• [Exercise prompt]: Pick out and copy every line below that has the word "React".

— BEGIN Data lines —

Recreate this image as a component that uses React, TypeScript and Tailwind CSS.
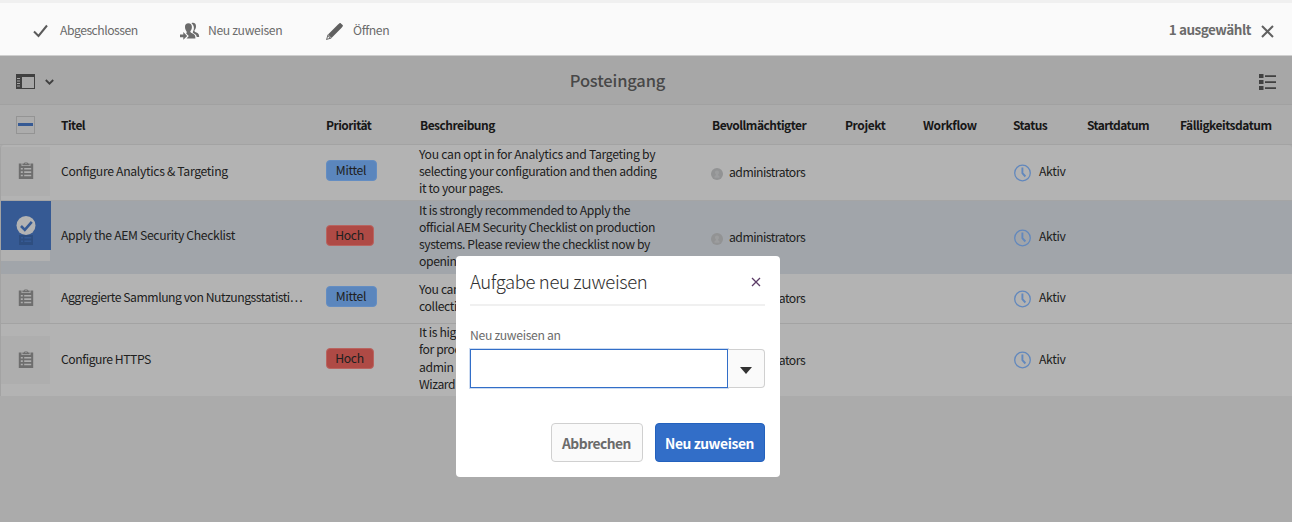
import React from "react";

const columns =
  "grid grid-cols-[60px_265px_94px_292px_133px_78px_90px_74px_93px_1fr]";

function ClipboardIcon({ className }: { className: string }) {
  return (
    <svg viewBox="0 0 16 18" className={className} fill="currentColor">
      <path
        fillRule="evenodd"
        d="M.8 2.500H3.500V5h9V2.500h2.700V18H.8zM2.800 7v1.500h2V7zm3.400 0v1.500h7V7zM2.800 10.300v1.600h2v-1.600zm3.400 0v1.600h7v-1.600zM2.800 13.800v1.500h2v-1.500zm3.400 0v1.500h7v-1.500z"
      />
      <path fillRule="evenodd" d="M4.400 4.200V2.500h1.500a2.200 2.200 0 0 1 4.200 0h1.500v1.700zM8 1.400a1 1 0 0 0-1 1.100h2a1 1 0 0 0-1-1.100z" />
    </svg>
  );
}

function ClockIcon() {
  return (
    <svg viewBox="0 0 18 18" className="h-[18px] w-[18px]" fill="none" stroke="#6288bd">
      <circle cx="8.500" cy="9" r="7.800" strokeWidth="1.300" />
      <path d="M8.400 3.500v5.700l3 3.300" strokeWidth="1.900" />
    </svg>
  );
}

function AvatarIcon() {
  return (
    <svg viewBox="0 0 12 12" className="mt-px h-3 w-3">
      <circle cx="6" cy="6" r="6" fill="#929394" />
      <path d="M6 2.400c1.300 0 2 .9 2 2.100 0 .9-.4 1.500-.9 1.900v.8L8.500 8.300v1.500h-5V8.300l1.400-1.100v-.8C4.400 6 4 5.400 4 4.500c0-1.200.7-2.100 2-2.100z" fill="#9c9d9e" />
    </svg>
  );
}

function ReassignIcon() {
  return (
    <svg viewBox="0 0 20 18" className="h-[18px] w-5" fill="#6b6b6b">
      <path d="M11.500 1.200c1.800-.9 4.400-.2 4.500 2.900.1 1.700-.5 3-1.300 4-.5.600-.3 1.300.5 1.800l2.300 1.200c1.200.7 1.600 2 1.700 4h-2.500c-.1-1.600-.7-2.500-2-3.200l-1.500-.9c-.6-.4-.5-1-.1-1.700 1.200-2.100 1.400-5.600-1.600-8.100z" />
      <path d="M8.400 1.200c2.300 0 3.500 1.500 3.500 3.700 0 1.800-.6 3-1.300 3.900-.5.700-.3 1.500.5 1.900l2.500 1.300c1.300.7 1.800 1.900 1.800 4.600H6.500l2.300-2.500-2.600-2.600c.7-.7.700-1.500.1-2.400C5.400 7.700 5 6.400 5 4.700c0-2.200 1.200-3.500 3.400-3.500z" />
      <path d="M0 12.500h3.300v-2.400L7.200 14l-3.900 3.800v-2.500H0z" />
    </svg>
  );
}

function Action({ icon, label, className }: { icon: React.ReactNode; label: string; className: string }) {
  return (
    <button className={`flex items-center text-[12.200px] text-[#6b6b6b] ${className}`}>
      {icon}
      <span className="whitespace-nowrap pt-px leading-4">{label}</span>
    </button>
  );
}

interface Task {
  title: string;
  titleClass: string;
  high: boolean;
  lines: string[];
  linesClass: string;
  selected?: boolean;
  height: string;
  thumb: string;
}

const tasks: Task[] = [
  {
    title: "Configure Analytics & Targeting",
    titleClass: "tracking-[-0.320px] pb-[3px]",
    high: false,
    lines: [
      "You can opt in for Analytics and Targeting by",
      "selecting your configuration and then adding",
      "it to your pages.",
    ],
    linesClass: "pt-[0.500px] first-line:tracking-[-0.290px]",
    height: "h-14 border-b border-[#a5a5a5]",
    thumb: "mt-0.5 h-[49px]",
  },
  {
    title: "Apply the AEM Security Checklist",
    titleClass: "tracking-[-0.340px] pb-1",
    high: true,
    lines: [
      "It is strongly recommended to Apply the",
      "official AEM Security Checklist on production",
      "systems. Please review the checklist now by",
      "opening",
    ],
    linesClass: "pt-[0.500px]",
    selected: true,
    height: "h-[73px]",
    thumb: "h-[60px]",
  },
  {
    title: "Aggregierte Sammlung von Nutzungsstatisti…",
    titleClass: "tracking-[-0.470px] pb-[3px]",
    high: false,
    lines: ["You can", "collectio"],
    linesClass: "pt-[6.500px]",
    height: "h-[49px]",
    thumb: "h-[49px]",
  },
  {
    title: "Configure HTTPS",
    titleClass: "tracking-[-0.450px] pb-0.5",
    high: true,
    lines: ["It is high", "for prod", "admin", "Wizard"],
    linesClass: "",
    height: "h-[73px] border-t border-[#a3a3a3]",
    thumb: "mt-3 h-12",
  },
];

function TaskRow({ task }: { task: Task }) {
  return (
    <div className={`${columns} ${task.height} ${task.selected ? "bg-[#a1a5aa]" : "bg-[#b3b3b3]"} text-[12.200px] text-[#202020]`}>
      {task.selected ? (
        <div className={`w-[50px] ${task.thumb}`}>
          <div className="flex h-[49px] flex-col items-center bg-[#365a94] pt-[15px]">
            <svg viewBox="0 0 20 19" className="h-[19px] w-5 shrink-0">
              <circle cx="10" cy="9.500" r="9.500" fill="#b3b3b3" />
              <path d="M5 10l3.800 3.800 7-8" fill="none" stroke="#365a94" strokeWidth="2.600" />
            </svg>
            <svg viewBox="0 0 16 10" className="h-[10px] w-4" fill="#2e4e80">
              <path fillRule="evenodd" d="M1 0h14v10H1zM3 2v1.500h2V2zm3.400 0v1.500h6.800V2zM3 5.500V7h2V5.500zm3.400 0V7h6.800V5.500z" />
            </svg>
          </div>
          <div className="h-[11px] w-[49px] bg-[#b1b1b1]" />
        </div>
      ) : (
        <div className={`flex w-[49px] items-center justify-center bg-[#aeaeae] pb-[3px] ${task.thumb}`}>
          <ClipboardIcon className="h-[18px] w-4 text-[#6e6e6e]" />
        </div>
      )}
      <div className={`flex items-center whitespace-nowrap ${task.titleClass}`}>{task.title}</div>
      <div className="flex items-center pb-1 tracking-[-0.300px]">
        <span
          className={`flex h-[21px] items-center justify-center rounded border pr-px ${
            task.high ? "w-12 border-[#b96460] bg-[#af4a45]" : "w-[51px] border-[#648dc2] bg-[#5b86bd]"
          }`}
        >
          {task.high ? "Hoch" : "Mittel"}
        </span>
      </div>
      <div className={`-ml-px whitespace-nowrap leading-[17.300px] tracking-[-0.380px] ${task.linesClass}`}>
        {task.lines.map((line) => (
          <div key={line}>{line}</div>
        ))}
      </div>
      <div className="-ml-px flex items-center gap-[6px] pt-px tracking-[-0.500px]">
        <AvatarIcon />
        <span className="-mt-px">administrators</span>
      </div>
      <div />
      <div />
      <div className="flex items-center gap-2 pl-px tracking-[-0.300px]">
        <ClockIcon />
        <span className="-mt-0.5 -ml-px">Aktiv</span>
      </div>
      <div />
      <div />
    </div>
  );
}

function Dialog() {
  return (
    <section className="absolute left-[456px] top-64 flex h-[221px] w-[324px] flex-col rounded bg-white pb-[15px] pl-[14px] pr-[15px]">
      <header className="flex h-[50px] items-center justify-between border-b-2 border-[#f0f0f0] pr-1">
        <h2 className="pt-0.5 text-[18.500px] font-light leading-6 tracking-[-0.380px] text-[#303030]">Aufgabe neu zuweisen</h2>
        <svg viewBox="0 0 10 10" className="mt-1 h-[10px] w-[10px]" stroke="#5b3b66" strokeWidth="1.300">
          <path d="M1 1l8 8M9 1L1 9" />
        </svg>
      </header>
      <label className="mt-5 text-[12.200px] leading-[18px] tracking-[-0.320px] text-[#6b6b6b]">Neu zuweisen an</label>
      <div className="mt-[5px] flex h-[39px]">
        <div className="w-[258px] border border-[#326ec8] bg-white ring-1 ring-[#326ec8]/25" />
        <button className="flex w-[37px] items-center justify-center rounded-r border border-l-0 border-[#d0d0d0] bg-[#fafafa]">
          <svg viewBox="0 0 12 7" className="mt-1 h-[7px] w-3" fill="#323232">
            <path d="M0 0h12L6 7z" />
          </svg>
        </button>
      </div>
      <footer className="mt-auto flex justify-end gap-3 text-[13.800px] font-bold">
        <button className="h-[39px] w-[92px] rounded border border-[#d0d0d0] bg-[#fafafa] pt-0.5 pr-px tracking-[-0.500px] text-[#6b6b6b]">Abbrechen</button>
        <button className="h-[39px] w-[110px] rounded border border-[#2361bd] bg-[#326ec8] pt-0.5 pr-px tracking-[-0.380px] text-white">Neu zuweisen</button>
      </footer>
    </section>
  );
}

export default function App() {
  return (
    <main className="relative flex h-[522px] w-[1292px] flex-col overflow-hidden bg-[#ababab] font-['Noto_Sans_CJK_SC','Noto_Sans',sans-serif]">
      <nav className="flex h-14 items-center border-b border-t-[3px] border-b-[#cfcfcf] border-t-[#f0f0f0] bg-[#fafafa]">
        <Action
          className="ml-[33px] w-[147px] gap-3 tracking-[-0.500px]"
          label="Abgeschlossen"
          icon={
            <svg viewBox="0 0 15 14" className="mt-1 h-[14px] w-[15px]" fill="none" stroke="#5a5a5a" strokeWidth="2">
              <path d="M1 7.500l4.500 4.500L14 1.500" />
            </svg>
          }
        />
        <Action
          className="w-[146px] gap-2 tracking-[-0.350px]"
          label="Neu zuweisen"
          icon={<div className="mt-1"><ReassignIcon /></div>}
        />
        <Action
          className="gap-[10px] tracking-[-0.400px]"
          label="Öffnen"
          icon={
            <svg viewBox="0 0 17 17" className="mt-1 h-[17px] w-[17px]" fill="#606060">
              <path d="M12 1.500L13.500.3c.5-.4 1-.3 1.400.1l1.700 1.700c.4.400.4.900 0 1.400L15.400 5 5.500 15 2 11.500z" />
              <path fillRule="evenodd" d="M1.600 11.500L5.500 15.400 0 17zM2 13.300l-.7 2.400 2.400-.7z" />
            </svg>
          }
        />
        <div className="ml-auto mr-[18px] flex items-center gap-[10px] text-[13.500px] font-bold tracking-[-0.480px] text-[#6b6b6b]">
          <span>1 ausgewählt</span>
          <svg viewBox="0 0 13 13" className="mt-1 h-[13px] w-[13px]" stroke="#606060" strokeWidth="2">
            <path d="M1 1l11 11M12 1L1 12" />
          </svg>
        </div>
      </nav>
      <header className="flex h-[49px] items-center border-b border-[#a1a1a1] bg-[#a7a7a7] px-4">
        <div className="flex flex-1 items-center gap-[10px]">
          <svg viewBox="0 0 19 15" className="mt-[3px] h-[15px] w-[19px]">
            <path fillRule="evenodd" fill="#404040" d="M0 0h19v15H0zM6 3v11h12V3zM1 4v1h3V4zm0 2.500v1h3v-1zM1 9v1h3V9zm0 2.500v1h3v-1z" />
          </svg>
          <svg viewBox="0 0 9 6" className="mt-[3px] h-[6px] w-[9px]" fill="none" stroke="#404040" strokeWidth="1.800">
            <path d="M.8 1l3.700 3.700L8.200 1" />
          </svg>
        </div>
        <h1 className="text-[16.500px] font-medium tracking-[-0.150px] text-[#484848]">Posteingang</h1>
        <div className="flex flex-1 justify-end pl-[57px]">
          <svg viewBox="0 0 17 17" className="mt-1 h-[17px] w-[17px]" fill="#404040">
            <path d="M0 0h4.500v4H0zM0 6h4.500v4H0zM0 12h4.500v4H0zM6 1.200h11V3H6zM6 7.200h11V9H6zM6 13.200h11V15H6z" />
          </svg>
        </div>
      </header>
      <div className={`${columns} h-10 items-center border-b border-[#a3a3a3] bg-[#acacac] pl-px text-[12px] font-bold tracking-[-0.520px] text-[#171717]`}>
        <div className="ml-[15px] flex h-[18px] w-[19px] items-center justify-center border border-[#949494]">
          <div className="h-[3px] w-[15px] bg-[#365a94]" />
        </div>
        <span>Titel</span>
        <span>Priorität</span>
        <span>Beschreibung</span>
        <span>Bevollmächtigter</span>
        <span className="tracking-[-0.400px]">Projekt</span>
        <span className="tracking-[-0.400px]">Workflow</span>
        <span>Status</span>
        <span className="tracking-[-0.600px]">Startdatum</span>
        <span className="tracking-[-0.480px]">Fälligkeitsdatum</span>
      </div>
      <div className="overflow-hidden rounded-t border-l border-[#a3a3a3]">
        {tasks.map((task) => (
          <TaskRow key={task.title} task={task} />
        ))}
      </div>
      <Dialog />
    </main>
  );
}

— END Data lines —

• [Task result]:
Recreate this image as a component that uses React, TypeScript and Tailwind CSS.
import React from "react";
function Action({ icon, label, className }: { icon: React.ReactNode; label: string; className: string }) {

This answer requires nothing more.